Within the texts, a lot of summations of ministeries are used. For example: "de ministeries van VWSS, JenV, en BZK". In this case none of these will abbreviations of ministeries will be matched. The matcher looks for "ministerie van {name of ministerie}". VWSS will not be matched because ministeries is plural in stead of singular and JenV and BZK will not be matched because these are not preceded by "ministerie van ". A solution for this could be to not look for the preceding "ministerie van ", however, if this is done, all of those abbriviations will be matched outside of context. The abbriviation of the ministery of defence for example, is "def" so the matcher will find all occurences of the three letters "def". With this modification the recall will actually increase to a whopping 0.458 but the precision will decrease to a meager 0.122. So this is not a solution. 

I also tested if the it would help to at least find the VWSS in the example by also looking at the plural of ministerie but that decreased the precision more than it increased the recall. 

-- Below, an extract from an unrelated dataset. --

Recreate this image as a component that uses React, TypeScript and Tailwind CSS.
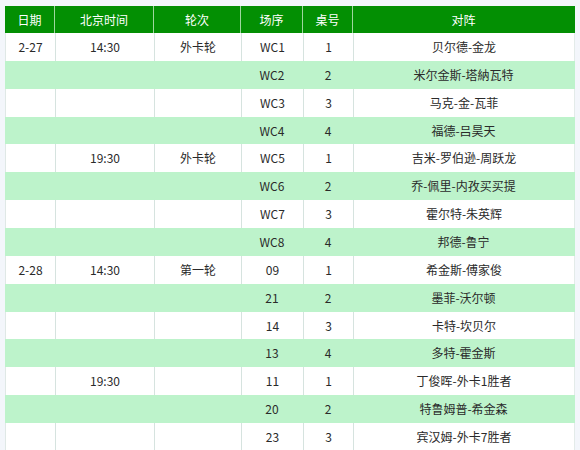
import React from "react";

type Row = { d: string; t: string; r: string; s: string; z: string; m: string };

const rows: Row[] = [
  { d: "2-27", t: "14:30", r: "外卡轮", s: "WC1", z: "1", m: "贝尔德-金龙" },
  { d: "", t: "", r: "", s: "WC2", z: "2", m: "米尔金斯-塔納瓦特" },
  { d: "", t: "", r: "", s: "WC3", z: "3", m: "马克-金-瓦菲" },
  { d: "", t: "", r: "", s: "WC4", z: "4", m: "福德-吕昊天" },
  { d: "", t: "19:30", r: "外卡轮", s: "WC5", z: "1", m: "吉米-罗伯逊-周跃龙" },
  { d: "", t: "", r: "", s: "WC6", z: "2", m: "乔-佩里-内孜买买提" },
  { d: "", t: "", r: "", s: "WC7", z: "3", m: "霍尔特-朱英辉" },
  { d: "", t: "", r: "", s: "WC8", z: "4", m: "邦德-鲁宁" },
  { d: "2-28", t: "14:30", r: "第一轮", s: "09", z: "1", m: "希金斯-傅家俊" },
  { d: "", t: "", r: "", s: "21", z: "2", m: "墨菲-沃尔顿" },
  { d: "", t: "", r: "", s: "14", z: "3", m: "卡特-坎贝尔" },
  { d: "", t: "", r: "", s: "13", z: "4", m: "多特-霍金斯" },
  { d: "", t: "19:30", r: "", s: "11", z: "1", m: "丁俊晖-外卡1胜者" },
  { d: "", t: "", r: "", s: "20", z: "2", m: "特鲁姆普-希金森" },
  { d: "", t: "", r: "", s: "23", z: "3", m: "宾汉姆-外卡7胜者" },
];

const cols = "grid grid-cols-[50px_99px_87px_62px_50px_221px]";

export default function App() {
  return (
    <div
      className="w-[580px] h-[450px] overflow-hidden bg-[#f3f6fb] pl-[5px] pt-[6px]"
      style={{ fontFamily: '"Noto Sans CJK SC", "Liberation Sans", sans-serif' }}
    >
      <div className="w-[570px] text-[12px] leading-none">
        <div className={`${cols} h-[27px] bg-[#038f03] text-white`}>
          {["日期", "北京时间", "轮次", "场序", "桌号", "对阵"].map((h, i) => (
            <div
              key={h}
              className={`flex items-center justify-center ${i < 5 ? "border-r border-[#9fd69f]" : ""}`}
            >
              {h}
            </div>
          ))}
        </div>
        {rows.map((row, idx) => {
          const green = idx % 2 === 1;
          const cells = [row.d, row.t, row.r, row.s, row.z, row.m];
          return (
            <div
              key={idx}
              className={`${cols} h-[27.86px] text-[#2a2a2a] ${
                green ? "bg-[#bdf3cb]" : "bg-white border-l border-[#dfe8e6]"
              }`}
            >
              {cells.map((c, i) => (
                <div
                  key={i}
                  className={`flex items-center justify-center ${
                    !green && i < 5 ? "border-r border-[#d6e3df]" : ""
                  } ${!green && i === 5 ? "border-r border-[#e3ebe9]" : ""}`}
                >
                  {c}
                </div>
              ))}
            </div>
          );
        })}
      </div>
    </div>
  );
}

The last solution is the "best". This completely ignores the abbriviations and just looks for the names if the ministeries without the preceding "ministerie van ". This actually increases the recall to 0.435 but it also decreases the precision to 0.732. This is because it will also find random mentions of the words "financien" and "defensie" and others. I don't think that that is worth it. In this case I would rather have more confidance in what I what I find to be correct than finding everything.